2. Unwarrantable Critical Presuppositions:

The study of the Johannine writings in general, and of the Fourth Gospel in particular, has been approached in many ways and from various points of view. One of the most common of these ways, in recent works, is that which assumes that here we have the product of Christian reflection on the facts disclosed in the other Gospels, and that these facts have been modified by the experience of the church, and reflect the consciousness of the church at the end of the 1st century or the beginning of the 2nd century. By this time, it is assumed that the church, now mainly a Gentilechurch, has been greatly influenced by Greek-Roman culture, that she has been reflecting on the wonder of her own history, and has so modified the original tradition as to assimilate it to the new environment. In the Fourth Gospel, it is said, we have the highest and most elaborate presentation of the outcome of the process. Starting with Paul and his influence, Professor B.W. Bacon traces for us the whole process until a school of theologians at Ephesus produced the Johannine writings, and the consciousness of the church was satisfied with the completeness of the new presentation of Christianity (compare his Fourth Gospel in Research and Debate). Hellenistic ideas in Hebrew form, the facts of the Gospel so transformed as to be acceptable to the Hellenistic mind - this is what scholars of this class find in the Fourth Gospel.

Others again come to the Gospel with the presupposition that it is intended to present to the reader a complete view of the life of Jesus, that it is intended to supplement and to correct the statements of the Synoptics and to present Christ in such a form as to meet the new needs of the church at the beginning of the 2nd century. Others find a polemical aim in the Gospel. Weizsacker, e.g. finds a strong polemic aim against the Jews. He says, “There are the objections raised by the Jews against the church after its secession has been consummated, and after the development of the person of its Christ has passed through its most essential stages. It is not a controversy of the lifetime, but that of the school carried back into the history of the life” (Apostolic Age, II, 222). One would have expected that a statement so forcibly put would have been supported by some evidence; that we might have some historical evidence regarding a controversy between Jew and church beyond what we have in the Fourth Gospel itself. But nothing is offered by Weizsacker except the dictum that these are controversial topics carried on in the school, and that they are anachronisms as they stand. As it happens, we know from the Dial. between Justin Martyr and Trypho what were the topics discussed between Jew and Christian in the middle of the 2nd century, and it is sufficient to say that these topics, as reported by Justin, mainly regarded the interpretation of the Old Testament, and are not those which are discussed in the Fourth Gospel.

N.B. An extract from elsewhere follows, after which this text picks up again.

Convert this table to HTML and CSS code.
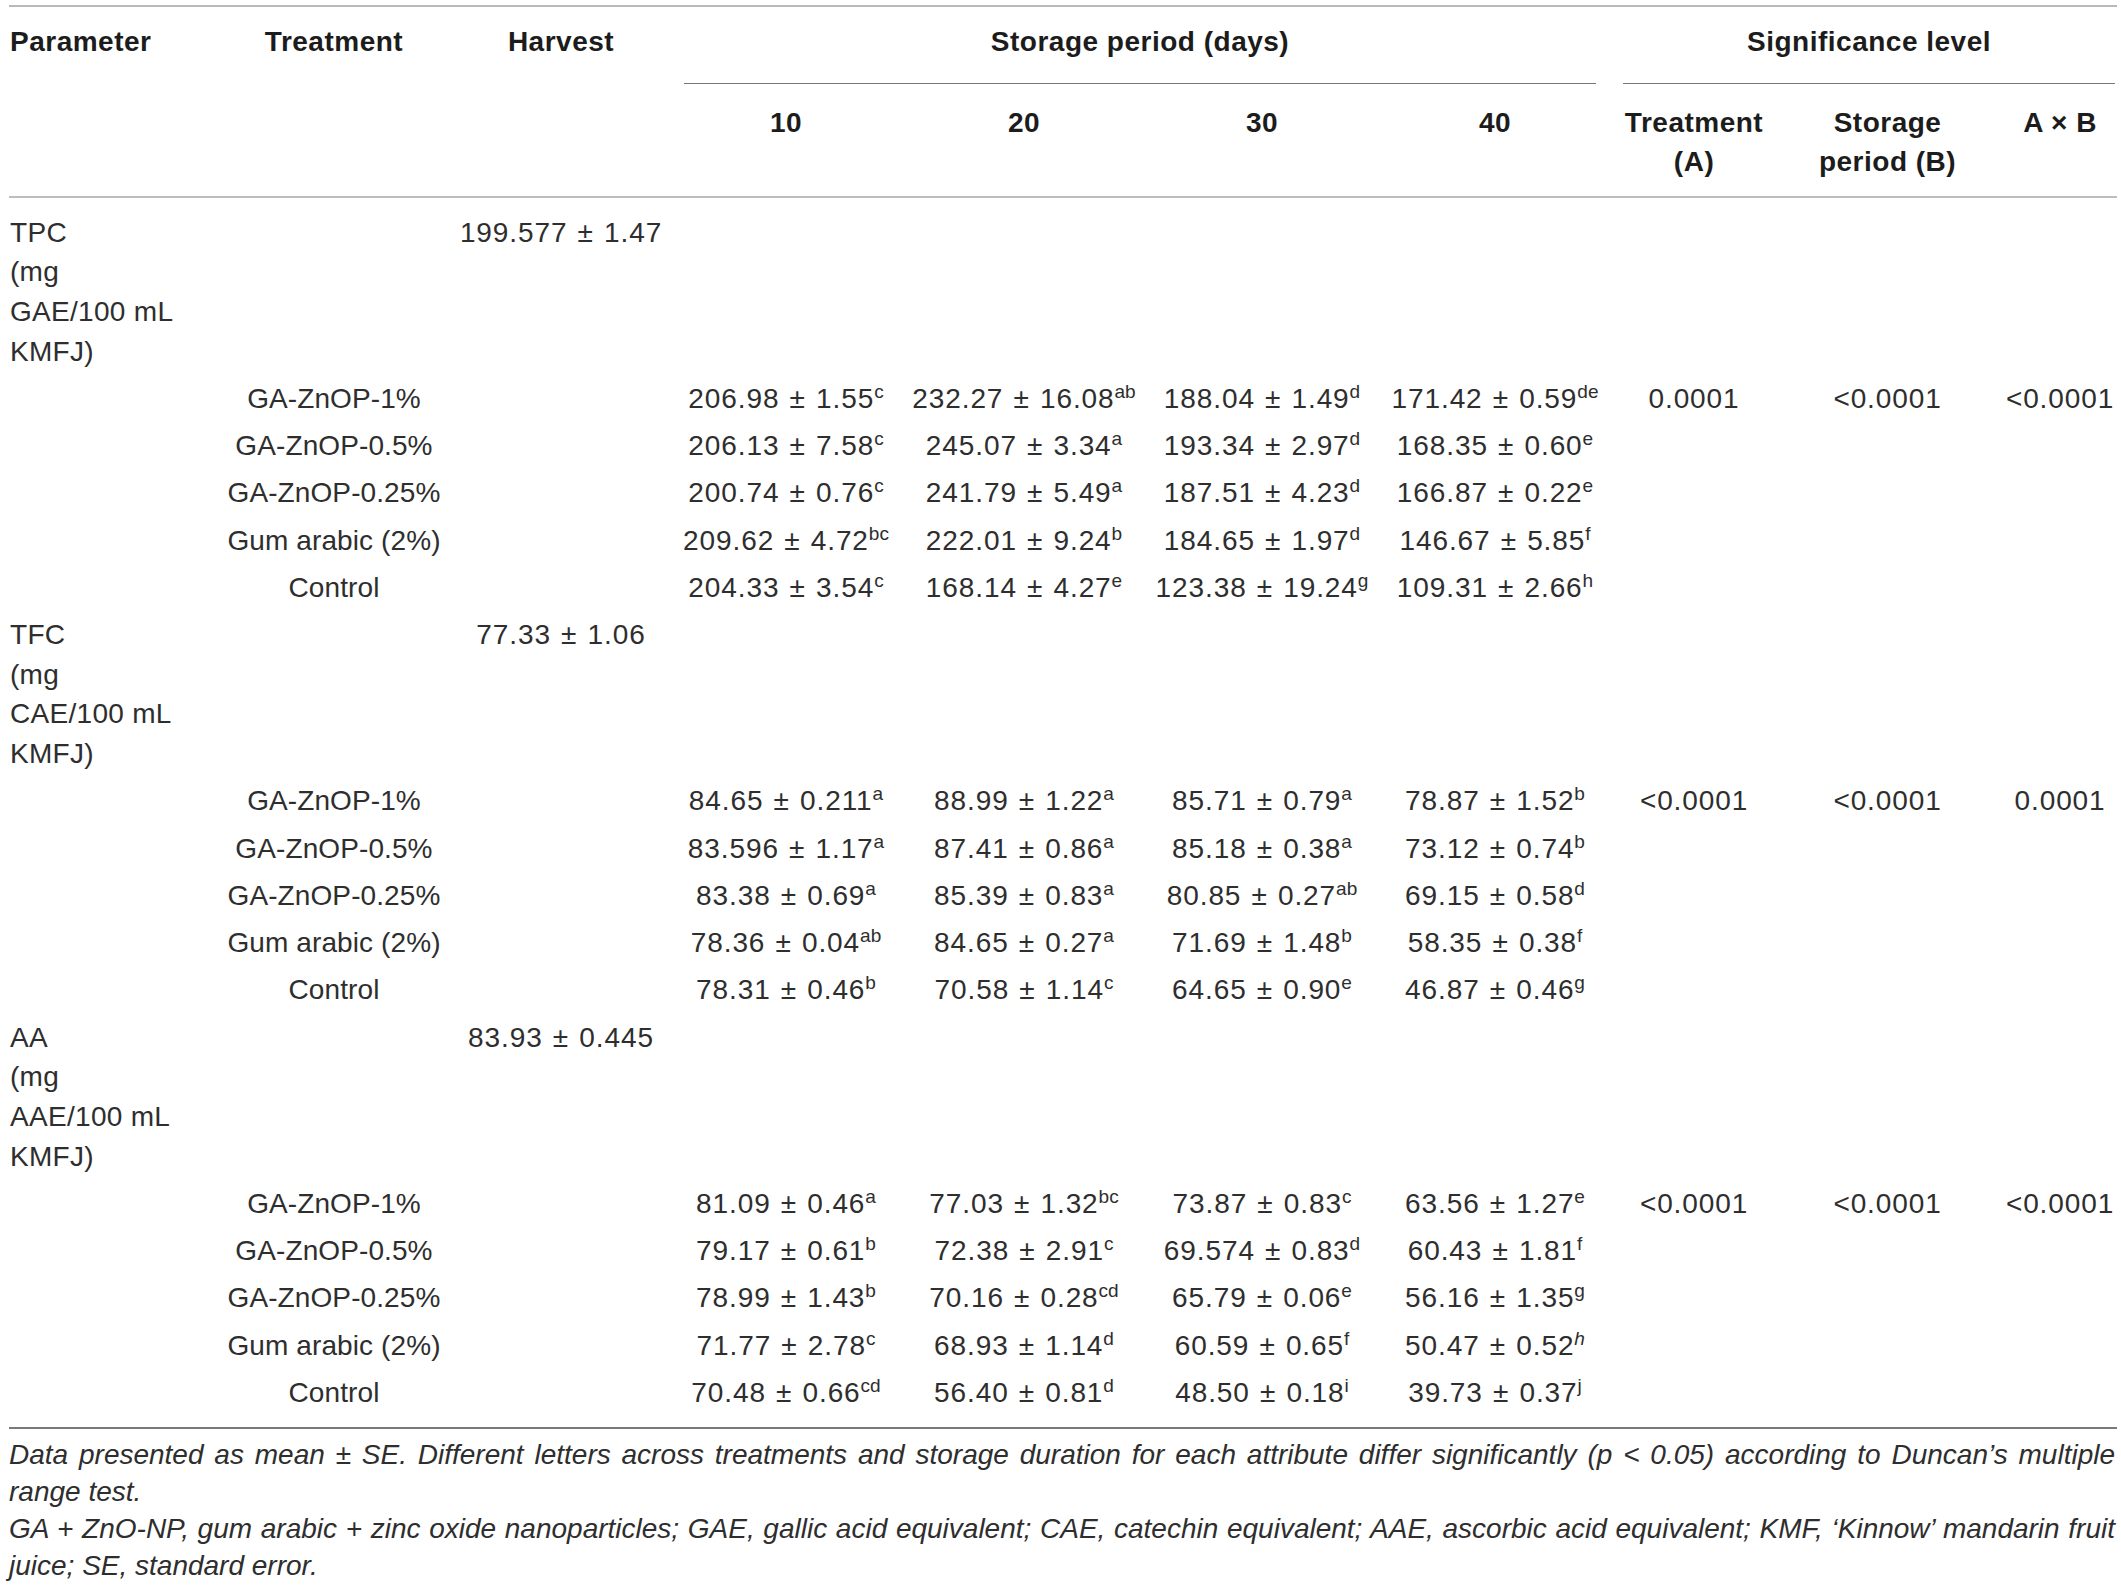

Perhaps the most surprising of all the presuppositions with regard to the Fourth Gospel is that which lays great stress on the supposition that the book was largely intended to vindicate a Christian doctrine of the sacraments which flourished at the beginning of the 2nd century. According to this presupposition, the Fourth Gospel set forth a doctrine of the sacraments which placed them in a unique position as a means of salvation. While scarcely contending that the doctrine of the sacraments held by the church of the 2nd century had reached that stage of development which meets us in the medieval church, it is, according to this view, far on the way toward that goal afterward reached. We do not dwell on this view, for the exegesis that finds sacramentarianism in the Fourth Gospel is hopeless. That Gospel does not put the sacraments in the place of Christ. Finally, we do not find the contention of those who affirm that the Fourth Gospel was written with a view of making the gospel of Jesus more acceptable to the Gentiles any more satisfactory. As a matter of fact, the Gospel which was most acceptable to the Gentiles was the Gospel according to Mt. It is more frequently quoted than any other. In the writings of the early church, it is quoted as often as all the other Gospels put together. The Fourth Gospel did not come into prominence in the Christian church until the rise of the Christological controversies in the 3rd century.

 

3. Real Aim of Gospel - Results:

When, after dwelling on these ways of approaching the Fourth Gospel, and reading the demands made on the Gospel by those who approach it with these presuppositions and demands, we turn to the Gospel itself, and ask regarding its aim and purpose, we find a simple answer. The writer of it expressly says: “Many other signs therefore did Jesus in the presence of his disciples, which are not written in this book: but these are written, that ye may believe that Jesus is the Christ, the Son of God; and that believing ye may have life in his name” (Joh 20:30, Joh 20:31). Pursuing this clue, and putting away all the presuppositions which bulk so largely in introductions, exegeses, histories of the apostolic and sub-apostolic ages, one meets with many surprises.

 

(1) Relation to Synoptics.

In relation to the Synoptics, the differences are great, but more surprising is the fact that the points of contact between these Gospels and the Fourth Gospel are so few. The critics to whom reference has been made are unanimous that the writer or the school who compiled the Johannine writings was indebted to the Synoptics for almost all the facts embodied in the Fourth Gospel. Apart, however, from the Passion Week, only two points of contact are found so obvious that they cannot be doubted, namely, the feeding of the 5,000, and the walking on the sea (Jn 6:4-21). The healing of the child of the royal officer (Joh 4:46-53) can scarcely be identified with the healing of the centurion's servant (Mt, Lk); but even if the identification were allowed, this is all we have in the Fourth Gospel of the events of the ministry in Galilee. There is a ministry in Galilee, but the earlier ministry in Judea and in Galilee began before John was cast into prison (Joh 3:24), and it has no parallel in the Synoptics. In fact, the Fourth Gospel assumes the existence of the other three, and does not anew convey the knowledge which can be gathered from them. It takes its own way, makes its own selections, and sets these forth from its own point of view. It has its own principle of selection: that plainly indicated in the passage already quoted. The scenes depicted, the works done, the words spoken, and the reflections made by the writer, are all directed toward the aim of enabling the readers to believe that Jesus is the Christ, the Son of God. In the writer's view this would issue in their obtaining life in His name.

 

(2) Time Occupied in the Gospel.

Accepting this principle for our guidance, we turn to the Gospel, and the first thing that strikes the reader is the small amount of the real time filled up, or occupied, by the scenes described in the Gospel. We take the night of the betrayal, and the day of the crucifixion. The things done and the words spoken on that day, from one sunset to another, occupy no fewer than 7 chapters of the Gospel (John 13 through 19). Apart from the supplementary chapter (Joh 21:1), there are 20 chapters in the Gospel, containing 697 vs, and these 7 chapters have 257 verses. More than one-third of the whole given to the ministry is thus occupied with the events of one day.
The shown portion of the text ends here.